Yankuang Energy Group Co., Ltd., a major state-owned mining group in China, earned a net profit of 20.14 billion yuan ($2.79 billion) in 2023, slumping 39.62% from last year, according to the company's annual performance report.
This aligned with a 30.1% fall in its coal sales revenue, which came in at 43.97 billion yuan, accounting for 67.9% in Yankuang's total income.
Declines in coal revenue and profit stemmed from a substantial price decrease compared with 2022. The report noted all coal products posted corrections in sales prices, other than semi hard coking coal produced from overseas subsidiary Yancoal Australia. Notably, thermal coal products from Yancoal Australia saw the largest price fall among all, plunging from 1,600.58 yuan/t to 957.56 yuan/t.
In 2023, the group sold 127 million tonnes of commercial coal, dipping 6.21% on the year. There was 95.28% of the volume, or 121 million tonnes, produced from its own mines, which exceeded the scheduled 103 million tonnes.
As for production, the group produced 132 million tonnes of commercial coal last year, marking only a 0.61% rise, the annual report showed.
Yankuang launched 59 new intelligent longwalls in 2023, raising the share of intelligent mining to 94% in terms of capacity.

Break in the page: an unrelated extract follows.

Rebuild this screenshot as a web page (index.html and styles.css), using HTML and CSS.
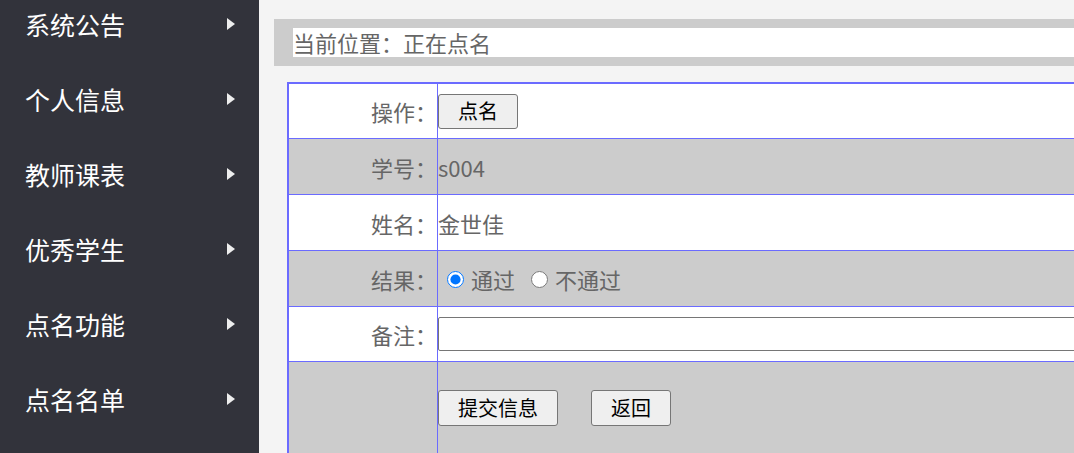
FILE: index.html
```html
<!DOCTYPE html>
<html lang="zh-CN">
<head>
  <meta charset="UTF-8" />
  <title>正在点名</title>
  <link rel="stylesheet" href="styles.css">
</head>
<body>
  <aside class="sidebar">
    <ul class="menu">
      <li><span>系统公告</span><i class="arrow"></i></li>
      <li><span>个人信息</span><i class="arrow"></i></li>
      <li><span>教师课表</span><i class="arrow"></i></li>
      <li><span>优秀学生</span><i class="arrow"></i></li>
      <li><span>点名功能</span><i class="arrow"></i></li>
      <li><span>点名名单</span><i class="arrow"></i></li>
    </ul>
  </aside>

  <main class="content">
    <div class="crumb">
      <div class="crumb-text">当前位置：正在点名</div>
    </div>

    <form class="form">
      <table class="info">
        <tr class="short">
          <td class="label">操作：</td>
          <td><button type="button" class="btn">点名</button></td>
        </tr>
        <tr class="alt">
          <td class="label">学号：</td>
          <td>s004</td>
        </tr>
        <tr>
          <td class="label">姓名：</td>
          <td>金世佳</td>
        </tr>
        <tr class="alt">
          <td class="label">结果：</td>
          <td>
            <label class="choice"><input type="radio" name="result" checked>通过</label>
            <label class="choice"><input type="radio" name="result">不通过</label>
          </td>
        </tr>
        <tr class="short">
          <td class="label">备注：</td>
          <td><input type="text" class="note"></td>
        </tr>
        <tr class="alt">
          <td class="label"></td>
          <td class="actions">
            <button type="button" class="btn btn-tall">提交信息</button>
            <button type="button" class="btn btn-tall back">返回</button>
          </td>
        </tr>
      </table>
    </form>
  </main>
</body>
</html>
```

FILE: styles.css
```css
body {
  margin: 0;
  display: flex;
  height: 453px;
  overflow: hidden;
  font-family: "Noto Sans CJK SC", "Liberation Sans", sans-serif;
  background: #f4f4f4;
}

.sidebar {
  width: 259px;
  flex: none;
  background: #32333b;
}

.menu {
  list-style: none;
  margin: 0;
  padding: 0;
}

.menu li {
  display: flex;
  align-items: center;
  justify-content: space-between;
  height: 48px;
  margin-bottom: 27px;
  padding: 0 24px 0 25px;
  color: #fff;
  font-size: 25px;
}

.arrow {
  width: 0;
  height: 0;
  border-left: 8px solid #eee;
  border-top: 6px solid transparent;
  border-bottom: 6px solid transparent;
}

.content {
  flex: 1;
  min-width: 0;
  overflow: hidden;
  padding: 19px 0 0 15px;
}

.crumb {
  background: #ccc;
  padding: 9px 0 9px 19px;
}

.crumb-text {
  background: #fff;
  height: 29px;
  line-height: 29px;
  font-size: 22px;
  color: #666;
}

.form {
  margin: 16px 0 0 13px;
}

.info {
  width: 1000px;
  border-collapse: separate;
  border-spacing: 0;
  border-top: 2px solid #6b6bff;
  border-left: 2px solid #6b6bff;
  background: #fff;
  font-size: 22px;
  color: #666;
}

.info tr {
  height: 56px;
}

.info tr.short {
  height: 55px;
}

.info td {
  border-right: 1px solid #6b6bff;
  border-bottom: 1px solid #6b6bff;
  padding: 0;
}

.info .alt {
  background: #ccc;
}

.info .label {
  width: 148px;
  text-align: right;
}

.btn {
  font-family: inherit;
  font-size: 20px;
  color: #000;
  background: #efefef;
  border: 1px solid #767676;
  border-radius: 3px;
  height: 35px;
  padding: 0 19px;
  line-height: 1;
}

.btn-tall {
  height: 36px;
}

.back {
  margin-left: 28px;
}

.choice {
  display: inline-flex;
  align-items: center;
  margin-right: 2px;
}

.choice input {
  width: 17px;
  height: 17px;
  margin: 0 7px 0 9px;
  accent-color: #0075ff;
}

.note {
  display: block;
  box-sizing: border-box;
  width: 100%;
  height: 34px;
  margin: 0;
  border: 1px solid #767676;
  border-radius: 2px;
}

.info .actions {
  vertical-align: top;
  padding: 28px 0 40px;
}
```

It also achieved mineral exploration right of a coal mine in Inner Mongolia last year and acquired two mining companies, collectively adding new coal resources of 2.66 million tonnes.
Additionally, the company made efforts to improve its logistics systems, boosting its shipping capacity to 300 million tonnes per annum.
The company expected a rough balance between supply and demand in China this year, with prices fluctuating close or above the average in normal years.
In 2024, the group aims to produce 140 million tonnes of commercial coal, the report said.